There is a need to remind people about hazards and proper ways to work safely. The challenge is whether anyone is listening. People don’t change their actions or practices with punitive measures, but they are likely to cooperate when they are engaged and are participating in the process.

Safety as a value means it is proactively integrated into all the processes, procedures, and employee practices. Once your focus is on hazards rather than compliance, your team will be more receptive to participate. It becomes more about quality of life rather than “doing it because OSHA says so.”

Get your front-line employees and supervisors involved. Meet with them, talk with them, listen to them, then act. Never set rules or develop procedures without your team’s input since they are the ones actually doing the tasks. Their ideas and solutions are valuable, and, after all, safety is a team effort.

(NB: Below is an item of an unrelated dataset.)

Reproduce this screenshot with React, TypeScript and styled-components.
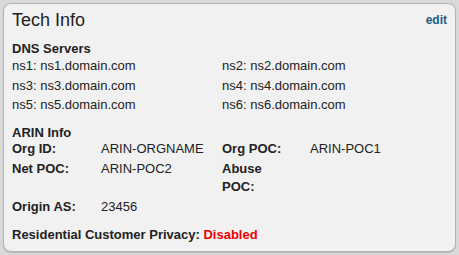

If you need a starting point, look at the OSHA Top Ten and make sure you aren’t part of that low-hanging fruit. Conduct or review your risk assessment for your location. Have your front-line team review it for accuracy. If additional hazards are identified, track them until they are addressed and recognize your team for finding them.

If you are really at a loss about where to begin, help is readily available. Contact your insurance carrier, your safety equipment distributor, or a PPE manufacturer and explain what you want. Most of these entities offer expert services – many without cost to you – to help make your workplace safer. Avoid the use of regulatory assistance as a regulator is bound to act on anything found or interpreted to be out of compliance. The last thing you need is more government intrusion.

Summary

Compliance safety, behavior safety, authoritarian and punitive safety, are all dead! We must change the approach and our conversation by engaging our employees. We must change or our 100-year-old book will still be today’s headlines.